In quantum computing you’re able to do things more easily using hyper- entanglement and some of my colleagues in Australia have shown that you can do quite complicated logic circuits that normally would require twenty components and seven photons. And instead you can do them with only three photons and only seven components or something like that. So, there’s a great savings. And so, try to implement some of those systems is definitely the next step in that direction.

**Interviewer: How is your research addressing the big questions in your field right now?**

**PAUL:** I think one of the big questions in quantum information at the moment is can one actually make a quantum computer? Can you make a large-scale quantum computer—not one that just has three qubits or six qubits, but one that has hundreds of qubits in it? And there are lots of different people that are working in different systems— working with atoms or ions or super conductors. We happen to be working with photons. We think they have a lot of advantages. Because they don’t interact much with the environment, they’re quite clean. They don’t decohere. You can preserve these quantum super-positions. Also, it’s very easy to produce the photons at very high rates. And we can manipulate them quite easily, and we can detect them very efficiently.

**Interviewer: So, what value is there to what you’re doing now?**

**PAUL:** I’m asking myself that every morning. Okay, I think there are three answers to the value of what we’re doing at the moment. The first answer is that thus far we haven’t seen any limits to how far we can push photons for quantum computing. And so, until we see limits, we’re just going to keep pushing until we find out what those limits are. And maybe there won’t be limits. So, the value is to keep going with something that’s working until it stops working.

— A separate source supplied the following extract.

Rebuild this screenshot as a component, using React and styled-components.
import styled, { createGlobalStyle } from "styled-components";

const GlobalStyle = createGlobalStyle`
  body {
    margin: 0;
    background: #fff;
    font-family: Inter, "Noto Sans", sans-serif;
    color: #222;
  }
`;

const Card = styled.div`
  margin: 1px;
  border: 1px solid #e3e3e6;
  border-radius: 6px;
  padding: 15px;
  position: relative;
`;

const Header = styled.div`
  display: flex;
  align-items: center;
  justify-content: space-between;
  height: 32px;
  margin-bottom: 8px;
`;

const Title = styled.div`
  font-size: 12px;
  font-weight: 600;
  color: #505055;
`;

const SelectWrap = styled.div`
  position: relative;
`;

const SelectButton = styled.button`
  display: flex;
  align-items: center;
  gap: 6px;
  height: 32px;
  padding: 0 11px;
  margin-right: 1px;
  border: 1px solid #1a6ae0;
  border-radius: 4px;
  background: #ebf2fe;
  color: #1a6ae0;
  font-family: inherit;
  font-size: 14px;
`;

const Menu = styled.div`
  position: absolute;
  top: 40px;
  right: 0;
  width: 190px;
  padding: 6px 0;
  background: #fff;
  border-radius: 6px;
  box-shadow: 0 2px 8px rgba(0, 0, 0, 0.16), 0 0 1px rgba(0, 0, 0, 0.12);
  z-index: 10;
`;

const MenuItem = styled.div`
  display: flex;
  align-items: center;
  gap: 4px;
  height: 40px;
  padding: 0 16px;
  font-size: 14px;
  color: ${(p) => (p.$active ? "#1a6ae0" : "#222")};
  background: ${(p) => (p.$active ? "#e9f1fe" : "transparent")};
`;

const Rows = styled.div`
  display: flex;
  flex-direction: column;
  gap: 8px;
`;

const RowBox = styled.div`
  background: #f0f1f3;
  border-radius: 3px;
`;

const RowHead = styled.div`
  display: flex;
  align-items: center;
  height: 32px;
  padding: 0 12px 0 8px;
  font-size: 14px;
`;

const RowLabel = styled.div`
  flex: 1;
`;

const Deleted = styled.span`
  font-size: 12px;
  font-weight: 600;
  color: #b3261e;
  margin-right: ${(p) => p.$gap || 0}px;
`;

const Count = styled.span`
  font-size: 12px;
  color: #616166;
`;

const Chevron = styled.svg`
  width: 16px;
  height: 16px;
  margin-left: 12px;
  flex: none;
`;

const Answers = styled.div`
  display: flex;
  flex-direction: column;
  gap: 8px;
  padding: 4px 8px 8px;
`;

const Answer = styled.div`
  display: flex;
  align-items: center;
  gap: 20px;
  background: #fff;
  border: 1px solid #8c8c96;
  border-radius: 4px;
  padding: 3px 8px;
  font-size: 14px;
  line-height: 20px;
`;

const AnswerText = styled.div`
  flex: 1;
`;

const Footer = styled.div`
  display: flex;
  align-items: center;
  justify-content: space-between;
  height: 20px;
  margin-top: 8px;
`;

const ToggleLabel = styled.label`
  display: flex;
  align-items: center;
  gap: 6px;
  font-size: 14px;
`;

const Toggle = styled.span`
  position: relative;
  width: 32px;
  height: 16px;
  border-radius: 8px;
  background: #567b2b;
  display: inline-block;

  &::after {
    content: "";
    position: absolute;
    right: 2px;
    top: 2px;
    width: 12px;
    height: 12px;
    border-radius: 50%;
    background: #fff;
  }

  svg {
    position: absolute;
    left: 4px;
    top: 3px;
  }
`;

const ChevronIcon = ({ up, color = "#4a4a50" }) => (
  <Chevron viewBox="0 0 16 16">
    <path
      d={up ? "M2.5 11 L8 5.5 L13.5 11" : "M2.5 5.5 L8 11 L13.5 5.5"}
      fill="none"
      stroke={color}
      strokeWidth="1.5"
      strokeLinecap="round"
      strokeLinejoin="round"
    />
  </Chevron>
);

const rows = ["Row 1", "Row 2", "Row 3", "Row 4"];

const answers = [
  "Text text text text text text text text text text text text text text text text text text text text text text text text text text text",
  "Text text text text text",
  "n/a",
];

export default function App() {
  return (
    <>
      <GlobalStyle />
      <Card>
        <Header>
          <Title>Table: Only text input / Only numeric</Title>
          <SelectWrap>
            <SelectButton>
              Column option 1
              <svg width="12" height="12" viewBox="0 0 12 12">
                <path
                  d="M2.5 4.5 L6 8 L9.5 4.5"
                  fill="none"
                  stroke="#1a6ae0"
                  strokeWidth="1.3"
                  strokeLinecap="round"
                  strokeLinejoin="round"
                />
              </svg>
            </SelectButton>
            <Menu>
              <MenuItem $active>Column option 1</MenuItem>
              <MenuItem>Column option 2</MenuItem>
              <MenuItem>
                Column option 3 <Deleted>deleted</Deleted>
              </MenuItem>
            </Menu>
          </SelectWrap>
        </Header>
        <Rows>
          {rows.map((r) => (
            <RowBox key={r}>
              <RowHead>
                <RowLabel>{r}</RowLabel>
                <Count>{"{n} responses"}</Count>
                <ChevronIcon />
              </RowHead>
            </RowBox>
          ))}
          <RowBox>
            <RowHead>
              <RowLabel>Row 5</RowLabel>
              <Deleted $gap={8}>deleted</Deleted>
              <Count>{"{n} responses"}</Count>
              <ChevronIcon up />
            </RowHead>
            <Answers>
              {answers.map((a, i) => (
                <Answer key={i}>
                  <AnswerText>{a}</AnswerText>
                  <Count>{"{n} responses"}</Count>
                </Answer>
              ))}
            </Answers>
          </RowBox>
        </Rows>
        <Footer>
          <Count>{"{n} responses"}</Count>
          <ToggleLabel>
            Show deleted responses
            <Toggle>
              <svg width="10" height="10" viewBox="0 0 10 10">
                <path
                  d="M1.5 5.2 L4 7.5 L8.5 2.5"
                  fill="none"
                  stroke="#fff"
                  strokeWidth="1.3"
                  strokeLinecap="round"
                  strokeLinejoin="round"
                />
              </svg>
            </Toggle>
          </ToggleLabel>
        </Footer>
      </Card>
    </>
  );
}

The second value is that as we learn more about these basic quantum mechanical things like entanglement and hyper-entanglement and what that actually means, we have a much better understanding of all of physics or at least of quantum physics. And so, that’s a good thing in and of itself just to understand.

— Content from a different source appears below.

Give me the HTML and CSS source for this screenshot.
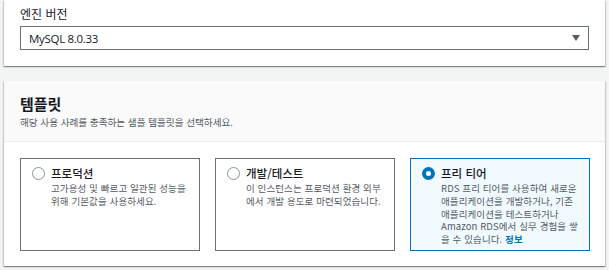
FILE: index.html
```html
<!DOCTYPE html>
<html lang="ko">
<head>
<meta charset="utf-8">
<link rel="stylesheet" href="styles.css">
</head>
<body>
  <section class="panel panel-engine">
    <div class="field-label">엔진 버전</div>
    <div class="select">
      <span class="select-value">MySQL 8.0.33</span>
      <span class="caret"></span>
    </div>
  </section>

  <section class="panel panel-template">
    <header class="panel-header">
      <h2 class="panel-title">템플릿</h2>
      <p class="panel-desc">해당 사용 사례를 충족하는 샘플 템플릿을 선택하세요.</p>
    </header>
    <div class="panel-body">
      <div class="tiles">
        <div class="tile">
          <span class="radio"></span>
          <div class="tile-text">
            <div class="tile-title">프로덕션</div>
            <div class="tile-desc">고가용성 및 빠르고 일관된 성능을<br>위해 기본값을 사용하세요.</div>
          </div>
        </div>
        <div class="tile">
          <span class="radio"></span>
          <div class="tile-text">
            <div class="tile-title">개발/테스트</div>
            <div class="tile-desc">이 인스턴스는 프로덕션 환경 외부<br>에서 개발 용도로 마련되었습니다.</div>
          </div>
        </div>
        <div class="tile tile-selected">
          <span class="radio radio-on"></span>
          <div class="tile-text">
            <div class="tile-title">프리 티어</div>
            <div class="tile-desc">RDS 프리 티어를 사용하여 새로운<br>애플리케이션을 개발하거나, 기존<br>애플리케이션을 테스트하거나<br>Amazon RDS에서 실무 경험을 쌓<br>을 수 있습니다. <a class="info" href="#">정보</a></div>
          </div>
        </div>
      </div>
    </div>
  </section>
</body>
</html>
```

FILE: styles.css
```css
* { box-sizing: border-box; }
html, body { margin: 0; }
body {
  background: #f2f3f3;
  padding: 0 4px;
  font-family: "Noto Sans CJK KR", "Noto Sans", "Open Sans", sans-serif;
  color: #16191f;
  width: 609px;
  height: 270px;
  overflow: hidden;
}
.panel {
  background: #fff;
  box-shadow: 0 1px 1px 0 rgba(0,28,36,.3), 1px 1px 1px 0 rgba(0,28,36,.15), -1px 1px 1px 0 rgba(0,28,36,.15);
}
.panel-engine {
  padding: 6px 16px 16px;
}
.field-label {
  font-size: 12px;
  line-height: 16px;
  margin-bottom: 4px;
  color: #16191f;
}
.select {
  height: 24px;
  border: 1px solid #687078;
  display: flex;
  align-items: center;
  justify-content: space-between;
  padding: 0 8px 0 8px;
}
.select-value {
  font-family: "Open Sans", "Noto Sans", sans-serif;
  font-size: 11.5px;
  letter-spacing: -0.3px;
  color: #16191f;
}
.caret {
  width: 0; height: 0;
  border-left: 4px solid transparent;
  border-right: 4px solid transparent;
  border-top: 6px solid #545b64;
}
.panel-template {
  margin-top: 15px;
}
.panel-header {
  background: #fafafa;
  border-bottom: 1px solid #eaeded;
  padding: 12px 16px 13px;
  height: 61px;
}
.panel-title {
  margin: 0;
  font-size: 15px;
  line-height: 22px;
  font-weight: 700;
  color: #16191f;
}
.panel-desc {
  margin: 0;
  font-size: 9.6px;
  line-height: 14px;
  color: #545b64;
}
.panel-body {
  padding: 16px 16px 15px;
}
.tiles {
  display: grid;
  grid-template-columns: repeat(3, 180px);
  column-gap: 15px;
}
.tile {
  height: 93px;
  border: 1px solid #687078;
  display: flex;
  align-items: flex-start;
  padding: 7px 4px 0 11px;
  gap: 6px;
}
.tile-selected {
  border-color: #0073bb;
  background: #f1faff;
}
.radio {
  flex: none;
  width: 13px;
  height: 13px;
  border-radius: 50%;
  border: 1px solid #879596;
  background: #fff;
  margin-top: 1px;
}
.radio-on {
  border: 4px solid #0073bb;
}
.tile-text { min-width: 0; }
.tile-title {
  font-size: 11.5px;
  line-height: 15px;
  color: #16191f;
  font-weight: 500;
}
.tile-desc {
  margin-top: 1px;
  font-size: 9.5px;
  line-height: 12.8px;
  letter-spacing: 0.1px;
  color: #545b64;
  white-space: nowrap;
}
.info {
  color: #0073bb;
  text-decoration: none;
  font-weight: 700;
}
```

And the third benefit, which is related to the second benefit is that there’s a high likelihood that we’ll come up with other applications that we haven’t even thought of yet because a lot of the applications that I talked about five years ago didn’t exist. I mean people hadn’t thought about them. And so, because this is such a new field, and new things are coming up all the time, the better understanding that we have of the basic principles, the better we’re going to be able to see or to realize those other applications when they come along.

**Interviewer: Will quantum computers replace classical computers?**

**PAUL:** So, quantum computers are much, much more powerful than classical computers, but only for very specific problems. And so, a quantum computer is not likely to ever replace a classical computer. One thing people use computers for all the time now is maybe writing a web blog. And that means you’re making copies of that information for lots of people. And one thing that’s very different about quantum information than classical information is that you cannot copy it. That’s why it’s useful for quantum cryptography because you can’t copy it. An eavesdropper cannot copy that information. So, in that sense, you’re never going to be using quantum computers to do web blogging, for example. But what quantum computers are good for is they can solve some mathematical problems like factoring numbers into their prime constituents. That’s like saying fifteen is equal to three times five- and the reason you care about that is that that problem is at the heart of all of classical encryption. So, whenever you encrypt anything on the internet, it’s relying on that being a hard problem; whereas, it turns out it’s an easy problem if you have a quantum computer. Quantum computers are also good at doing simulations and basically solving quantum mechanics problems.